I have too many questions to go much further with her, but she’s one I think about.
The last woman for today is Sara. She’s the one who has gotten me where I am.
God spoke to Abram. God shared a vision of a grand adventure and a promise. And told Abram to pack up and go where God would show him. I have to believe that Sara did the packing. She wasn’t really consulted in the matter, however.
I loved living in the Upper Peninsula of Michigan. It’s so beautiful. I had friends. I had a job. I had a female doctor who I really liked. Marquette was 20 minutes away and is a wonderful little city. I love Lake Superior. The kids had soccer and ballet and violin lessons.

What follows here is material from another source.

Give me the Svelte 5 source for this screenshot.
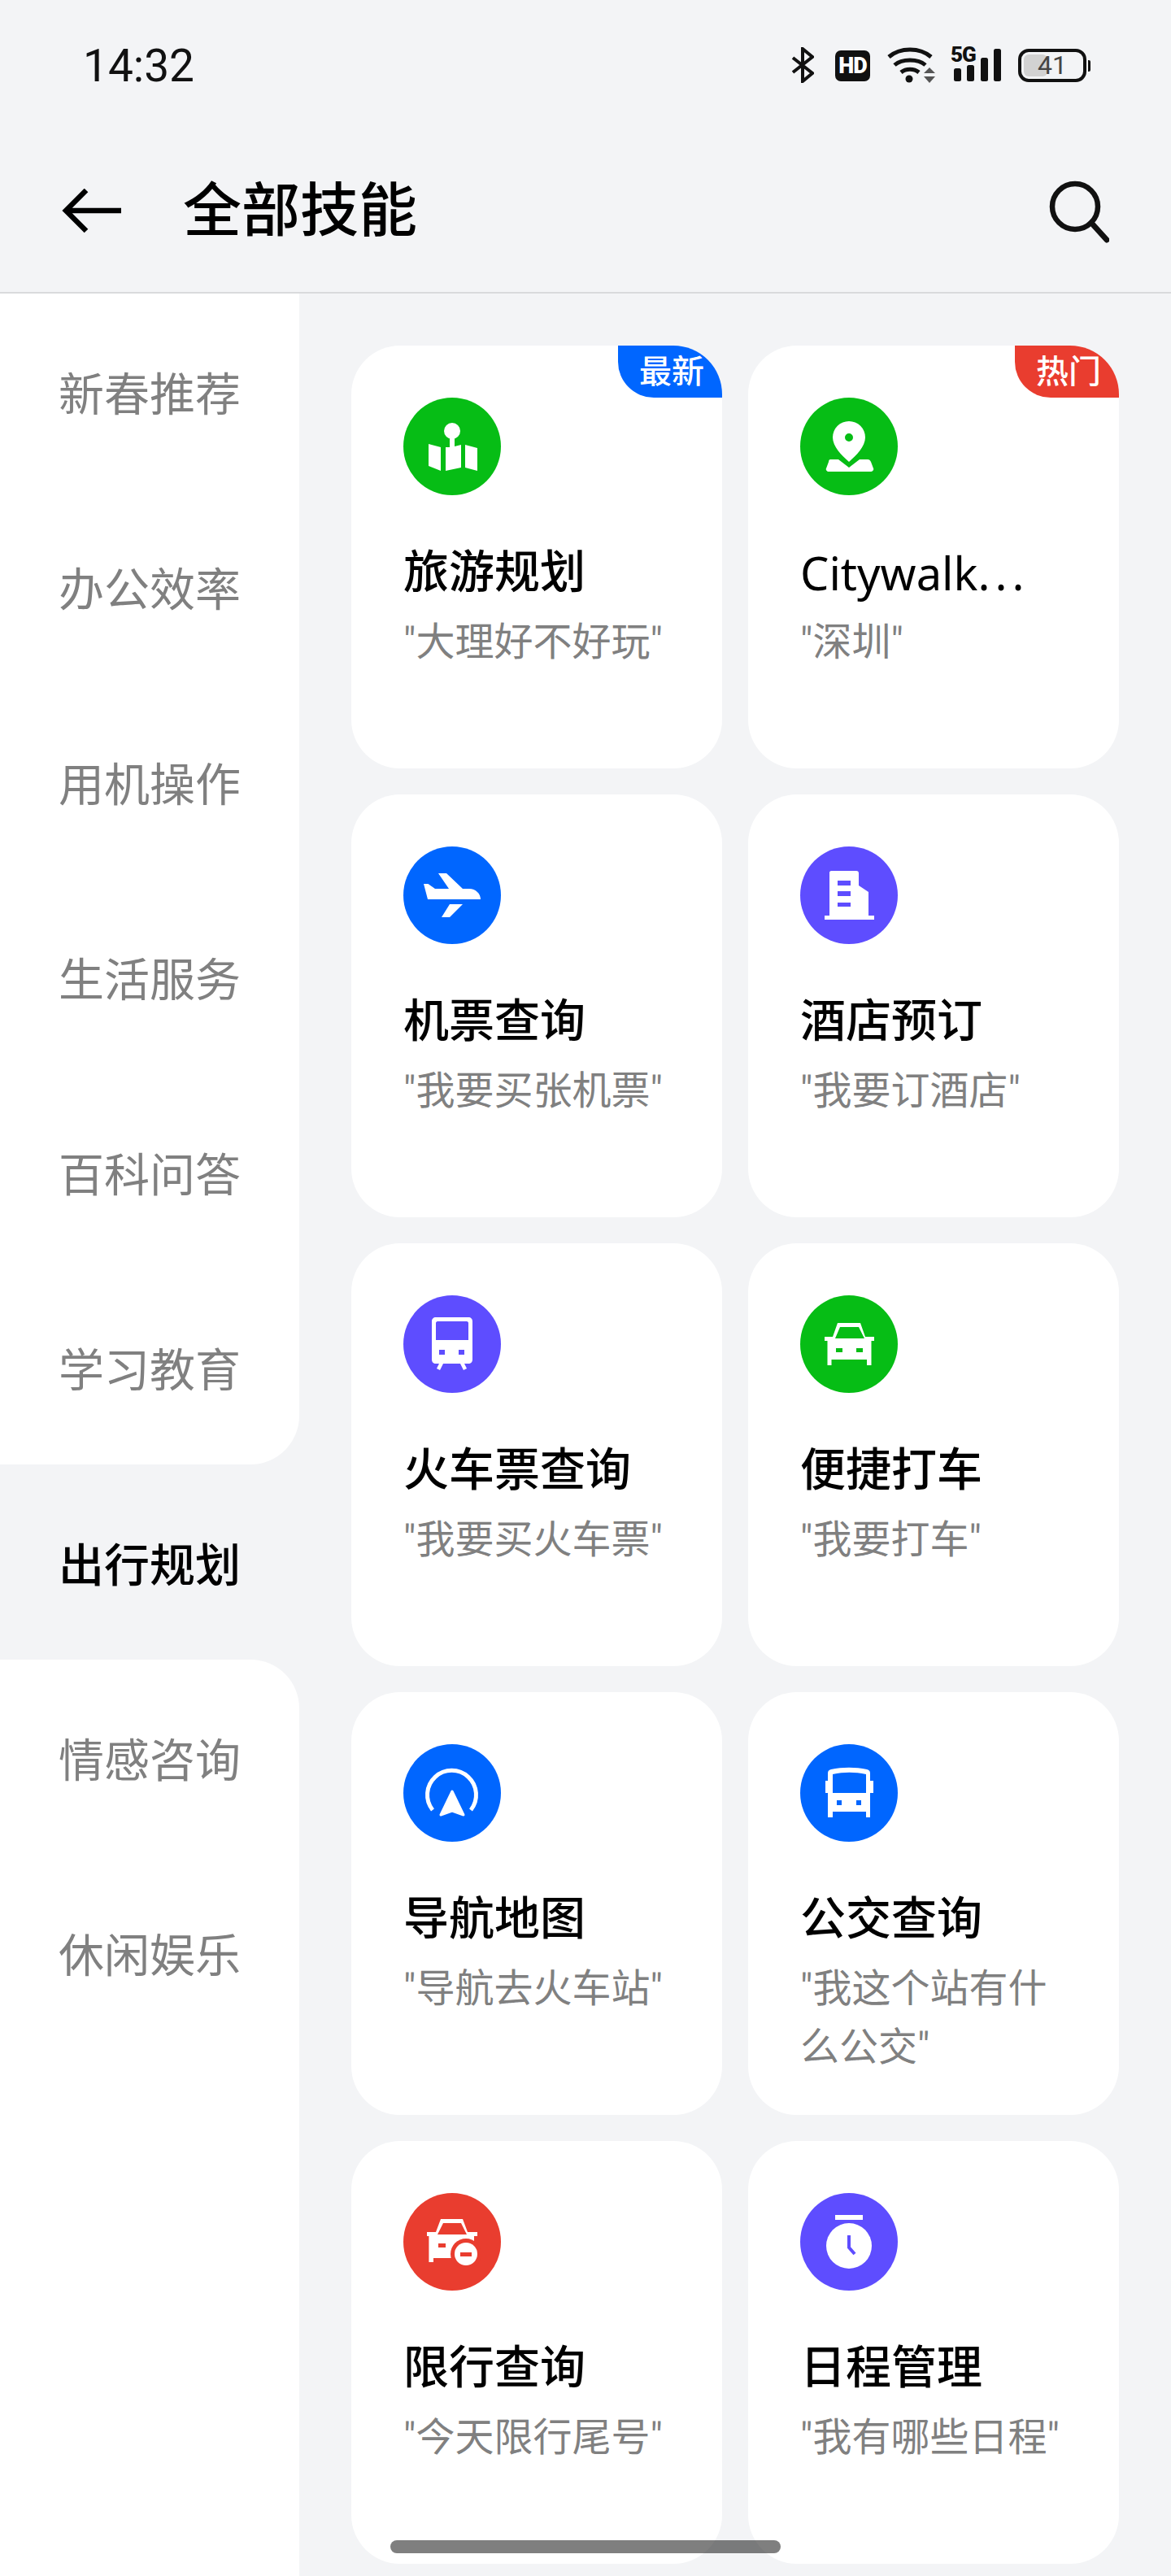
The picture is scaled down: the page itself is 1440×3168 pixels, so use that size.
<script>
    const categories = ['新春推荐', '办公效率', '用机操作', '生活服务', '百科问答', '学习教育', '出行规划', '情感咨询', '休闲娱乐'];
    const activeIndex = 6;

    const green = '#06bd15';
    const blue = '#0066ff';
    const purple = '#5e4dff';
    const red = '#e93d2f';

    const skills = [
        { title: '旅游规划', hint: '"大理好不好玩"', icon: 'map', color: green, badge: '最新', badgeColor: blue },
        { title: 'Citywalk', tail: '...', hint: '"深圳"', icon: 'pin', color: green, badge: '热门', badgeColor: red, latin: true },
        { title: '机票查询', hint: '"我要买张机票"', icon: 'plane', color: blue },
        { title: '酒店预订', hint: '"我要订酒店"', icon: 'hotel', color: purple },
        { title: '火车票查询', hint: '"我要买火车票"', icon: 'train', color: purple },
        { title: '便捷打车', hint: '"我要打车"', icon: 'car', color: green },
        { title: '导航地图', hint: '"导航去火车站"', icon: 'nav', color: blue },
        { title: '公交查询', hint: '"我这个站有什么公交"', icon: 'bus', color: blue },
        { title: '限行查询', hint: '"今天限行尾号"', icon: 'limit', color: red },
        { title: '日程管理', hint: '"我有哪些日程"', icon: 'timer', color: purple }
    ];
</script>

{#snippet glyph(name, color)}
    <svg class="skill-icon" viewBox="0 0 120 120" width="120" height="120">
        <circle cx="60" cy="60" r="60" fill={color} />
        {#if name === 'map'}
            <circle cx="60" cy="41" r="10" fill="#fff" />
            <path fill="#fff" d="M31 57l15 4v29l-15-6zM52 61h5V46h6v14l8-2v28l-19 4zM76 58l15 4v28l-15-4z" />
        {:else if name === 'pin'}
            <path fill="#fff" fill-rule="evenodd" d="M60 29a20 20 0 0 1 20 20c0 11-11 22-20 30-9-8-20-19-20-30a20 20 0 0 1 20-20zm0 15a5 5 0 1 0 0 10 5 5 0 0 0 0-10z" />
            <path fill="#fff" d="M37 76h10l13 10 13-10h10c2 0 3 1 4 3l3 8c1 2-1 4-3 4H35c-2 0-4-2-3-4l3-8c0-2 1-3 2-3z" />
        {:else if name === 'plane'}
            <path fill="#fff" d="M25 46h5.500l8.500 6h17l-13-19h10l20 19h8c8 0 14 6 14 13H30zM57 71h16L57 87H47z" />
        {:else if name === 'hotel'}
            <path fill="#fff" fill-rule="evenodd" d="M38 30h31c2 0 3 1 3 3v15l12 8v29h7v5H30v-5h6V32c0-1 1-2 2-2zm8 12v6h16v-6zm0 13v6h16v-6zm0 14v5h16v-5z" />
        {:else if name === 'train'}
            <path fill="#fff" fill-rule="evenodd" d="M40 27h40c3 0 5 2 5 5v47c0 3-2 5-5 5H40c-3 0-5-2-5-5V32c0-3 2-5 5-5zm2 5c-1 0-2 1-2 2v21h40V34c0-1-1-2-2-2zm2 35v6h7v-6zm24 0v6h7v-6z" />
            <path stroke="#fff" stroke-width="4.500" d="M47 83l-4 8M72 83l4 8" />
        {:else if name === 'car'}
            <path fill="#fff" fill-rule="evenodd" d="M46 34h28l6 17h11v5h-3.500v30H82v-7H38.500v7h-5V56H30v-5h10zm3 5l-6 14h36l-7-14zm-5 26v5h8v-5zm25 0v5h8v-5z" />
        {:else if name === 'nav'}
            <path fill="none" stroke="#fff" stroke-width="5" d="M36 81a30 30 0 1 1 47 0" />
            <path fill="#fff" stroke="#fff" stroke-width="3" stroke-linejoin="round" d="M60 58l14 29-14-5-14 5z" />
        {:else if name === 'bus'}
            <path fill="#fff" fill-rule="evenodd" d="M38 31c14-3 30-3 44 0 3 1 4 2 4 5v9h4v15h-4v30h-5v-7H40v7h-6V60h-3V45h3v-9c0-3 1-4 4-5zm2 6v23h41V37c-14-3-27-3-41 0zm5 32v6h6v-6zm24 0v6h6v-6z" />
        {:else if name === 'limit'}
            <path fill="#fff" fill-rule="evenodd" d="M46 32h27l6 16h12v5h-4v27H37v5h-5.600V53H29v-5h11zm3 5l-7 14h36l-7-14zm-6 25v5h9v-5z" />
            <circle cx="77" cy="75" r="19" fill={color} />
            <circle cx="77" cy="75" r="14" fill="#fff" />
            <rect x="70" y="73" width="14" height="5" fill={color} />
        {:else if name === 'timer'}
            <rect x="43" y="27" width="34" height="6" fill="#fff" />
            <circle cx="60" cy="65" r="28" fill="#fff" />
            <path fill="none" stroke={color} stroke-width="4" d="M60 52v15l7 8" />
        {/if}
    </svg>
{/snippet}

<div class="page">
    <header class="top">
        <div class="status">
            <span class="time">14:32</span>
            <div class="status-icons">
                <svg width="28" height="44" viewBox="0 0 28 44">
                    <path fill="none" stroke="#111" stroke-width="4" d="M2 13l24 19-12 10V2l12 10L2 31" />
                </svg>
                <span class="hd">HD</span>
                <svg width="60" height="46" viewBox="0 0 60 46">
                    <path fill="none" stroke="#111" stroke-width="5" d="M2 13c14-12 38-12 52 0M9 23c9-8 29-8 38 0M17 32c6-5 16-5 22 0" />
                    <circle cx="27" cy="40" r="4.500" fill="#111" />
                    <path fill="#555" d="M52 26l7 7H45zM45 37h14l-7 8z" />
                </svg>
                <div class="signal">
                    <span class="five-g">5G</span>
                    <svg width="58" height="42" viewBox="0 0 58 42">
                        <rect x="0" y="24" width="9" height="16" rx="2.500" fill="#111" />
                        <rect x="16" y="20" width="9" height="20" rx="2.500" fill="#111" />
                        <rect x="33" y="11" width="9" height="29" rx="2.500" fill="#111" />
                        <rect x="49" y="0" width="9" height="40" rx="2.500" fill="#111" />
                    </svg>
                </div>
                <div class="battery">
                    <div class="battery-body">
                        <div class="battery-fill"></div>
                        <span class="battery-num">41</span>
                    </div>
                    <div class="battery-nub"></div>
                </div>
            </div>
        </div>
        <div class="bar">
            <svg class="back" width="76" height="56" viewBox="0 0 76 56">
                <path fill="none" stroke="#000" stroke-width="6.500" d="M73 27H6M30 2L5 27l25 25" />
            </svg>
            <h1>全部技能</h1>
            <svg class="search" width="78" height="78" viewBox="0 0 78 78">
                <circle cx="36" cy="33" r="28" fill="none" stroke="#111" stroke-width="6.500" />
                <path stroke="#111" stroke-width="7" stroke-linecap="round" d="M56 53l19 21" />
            </svg>
        </div>
    </header>

    <main class="body">
        <nav class="side">
            {#each categories as name, i}
                <div
                    class="cat"
                    class:active={i === activeIndex}
                    class:before-active={i === activeIndex - 1}
                    class:after-active={i === activeIndex + 1}
                >{name}</div>
            {/each}
            <div class="side-rest"></div>
        </nav>

        <section class="grid">
            {#each skills as s}
                <article class="card">
                    {#if s.badge}
                        <span class="badge" style="background: {s.badgeColor}">{s.badge}</span>
                    {/if}
                    {@render glyph(s.icon, s.color)}
                    <h2 class:latin={s.latin}>{s.title}{#if s.tail}<span class="tail">{s.tail}</span>{/if}</h2>
                    <p>{s.hint}</p>
                </article>
            {/each}
        </section>
    </main>

    <div class="home"></div>
</div>

<style>
    :global(body) {
        margin: 0;
        background: #f3f4f6;
    }

    .page {
        position: relative;
        width: 1440px;
        height: 3168px;
        overflow: hidden;
        background: #f3f4f6;
        display: flex;
        flex-direction: column;
        font-family: Roboto, "Noto Sans CJK SC", sans-serif;
        color: #000;
    }

    .top {
        height: 361px;
        box-sizing: border-box;
        border-bottom: 2px solid #d9dadc;
        flex: none;
    }

    .status {
        height: 110px;
        display: flex;
        justify-content: space-between;
        align-items: flex-start;
        padding: 50px 99px 0 102px;
    }

    .time {
        font-size: 55px;
        line-height: 62px;
        color: #111;
    }

    .status-icons {
        display: flex;
        align-items: flex-start;
        padding-top: 7px;
    }

    .status-icons > svg:first-child {
        margin: 1px 0 0 0;
    }

    .hd {
        width: 43px;
        height: 38px;
        margin: 5px 0 0 26px;
        background: #111;
        border-radius: 7px;
        color: #fff;
        font-size: 27px;
        font-weight: 900;
        line-height: 38px;
        text-align: center;
        letter-spacing: -1px;
    }

    .status-icons > svg:nth-child(3) {
        margin-left: 21px;
    }

    .signal {
        position: relative;
        width: 62px;
        height: 44px;
        margin-left: 18px;
    }

    .signal svg {
        position: absolute;
        left: 4px;
        top: 3px;
    }

    .five-g {
        position: absolute;
        left: 0;
        top: -4px;
        font-size: 26px;
        line-height: 28px;
        font-weight: 900;
        color: #111;
        letter-spacing: -1px;
    }

    .battery {
        display: flex;
        align-items: center;
        margin: 3px 0 0 21px;
    }

    .battery-body {
        position: relative;
        width: 84px;
        height: 41px;
        box-sizing: border-box;
        border: 4px solid #111;
        border-radius: 13px;
    }

    .battery-fill {
        position: absolute;
        left: 3px;
        top: 3px;
        width: 29px;
        height: 27px;
        background: #d2d2d2;
        border-radius: 6px;
    }

    .battery-num {
        position: absolute;
        left: 0;
        right: 0;
        top: 0;
        text-align: center;
        font-size: 32px;
        line-height: 33px;
        color: #444;
    }

    .battery-nub {
        width: 3px;
        height: 14px;
        margin-left: 2px;
        background: #111;
        border-radius: 0 2px 2px 0;
    }

    .bar {
        height: 199px;
        display: flex;
        align-items: center;
        padding: 0 76px;
    }

    .back {
        margin-right: 73px;
        flex: none;
    }

    h1 {
        flex: 1;
        margin: 0;
        font-size: 72px;
        line-height: 104px;
        font-weight: 500;
    }

    .search {
        flex: none;
    }

    .body {
        flex: 1;
        display: flex;
        min-height: 0;
    }

    .side {
        width: 368px;
        flex: none;
        display: flex;
        flex-direction: column;
    }

    .cat {
        height: 240px;
        flex: none;
        background: #fff;
        color: #808080;
        font-size: 56px;
        line-height: 250px;
        text-align: center;
        overflow: hidden;
    }

    .cat.active {
        background: transparent;
        color: #000;
        font-weight: 500;
    }

    .cat.before-active {
        border-bottom-right-radius: 60px;
    }

    .cat.after-active {
        border-top-right-radius: 60px;
    }

    .side-rest {
        flex: 1;
        background: #fff;
    }

    .grid {
        display: grid;
        grid-template-columns: 456px 456px;
        grid-auto-rows: 520px;
        gap: 32px;
        padding: 64px 0 0 64px;
    }

    .card {
        position: relative;
        box-sizing: border-box;
        padding: 64px 64px 0;
        background: #fff;
        border-radius: 60px;
        overflow: hidden;
    }

    .badge {
        position: absolute;
        right: 0;
        top: 0;
        width: 128px;
        height: 64px;
        border-bottom-left-radius: 44px;
        color: #fff;
        font-size: 40px;
        font-weight: 500;
        line-height: 66px;
        text-align: center;
        text-indent: 4px;
    }

    .skill-icon {
        display: block;
    }

    h2 {
        margin: 59px 0 0;
        font-size: 56px;
        line-height: 72px;
        font-weight: 500;
        white-space: nowrap;
    }

    h2.latin {
        font-family: "Noto Sans", "Noto Sans CJK SC", sans-serif;
        font-weight: 400;
    }

    .tail {
        letter-spacing: 6px;
    }

    p {
        margin: 14px 0 0;
        font-size: 48px;
        line-height: 72px;
        color: #808080;
    }

    .home {
        position: absolute;
        left: 480px;
        top: 3124px;
        width: 480px;
        height: 16px;
        border-radius: 8px;
        background: rgba(0, 0, 0, 0.5);
    }
</style>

They all had friends. I was settled and happy. And God spoke to Mike and told him it was time to go. I didn’t want to. Moving to Luck was a step down financially for us since the synod pay scale was lower. I wasn’t licensed in Wisconsin so couldn’t work as an OT without getting re-certified and there weren’t jobs here at that time. And there was no Marquette, no Lake Superior with its sandy beaches and crystal water. I asked Mr. Nichols, the school principal we met with, if the music department included strings… and got a blank, confused look. He said they might teach guitar. I didn’t want to come here.
But, being dutiful Sara, I did the packing and followed my Abram.
We arrived in Family Camp. I spent the first three days here learning names of people who left on July 4th. The essential kitchen boxes – being the last ones packed – were the first off the truck and buried the deepest in the garage. But people were kind. And friendly. And we gradually moved in and made it our home.
And somewhere along the line, God spoke to Sara and made her a promise, too. And she laughed. And I went to seminary and was ordained into the ministry of word and sacrament at this communion rail with all the circling saints wondering what a female was doing there. And many in the congregation were wondering that, too, and some maybe laughed, and a few left, but mostly you were kind.
Sarah and Abraham had a bit of a kerfuffle over Hagar and Ishmael, but God looked after Hagar and things worked out. Mike and I had a bit of a kerfuffle, too, about sharing a single call when we had different callings, but it worked out. And we’ve lived here for 21 years and raised our kids, and grew up ourselves, and I’m still learning about this wonderful theology of nature-loving-servant-hearted unpretentious, singing Danes. And I’m happy here. Fortunately, Mike wasn’t asked to sacrifice any of our children. Sarah falls out of the story at about that time. We only hear of her death. Maybe she never spoke to Abraham or God again after that. We don’t know.
What I hold in common with Sarah besides the packing up and moving part is that her story is long and complicated and God is both surprising and steadfast.
And that it matters who tells the story.
So, when we recognize ourselves in Mary and Martha, or the midwives, or Esther who was called for just such a time, or Ruth caring for her mother-in-law, or mighty Deborah who was wise and a warrior and a prophet, or Vashti who said NO and turned the kingdom upside down, or Naaman’s wife’s servant girl who sent Naaman to Elisha, we begin to live with scripture and it lives in us. The Bible is a living word and not a law book or history book or self-help manual or answer book.
Jesus was the Word. And the Word was with God, and the Word was God.
It is a word that informs and transforms and heals and inspires and goads us forward only when we take it in, only when we incarnate the stories by giving them flesh in our lives. Otherwise it’s literature. There’s nothing wrong with literature – which can also inspire and inform. But there’s a difference. Isn’t there?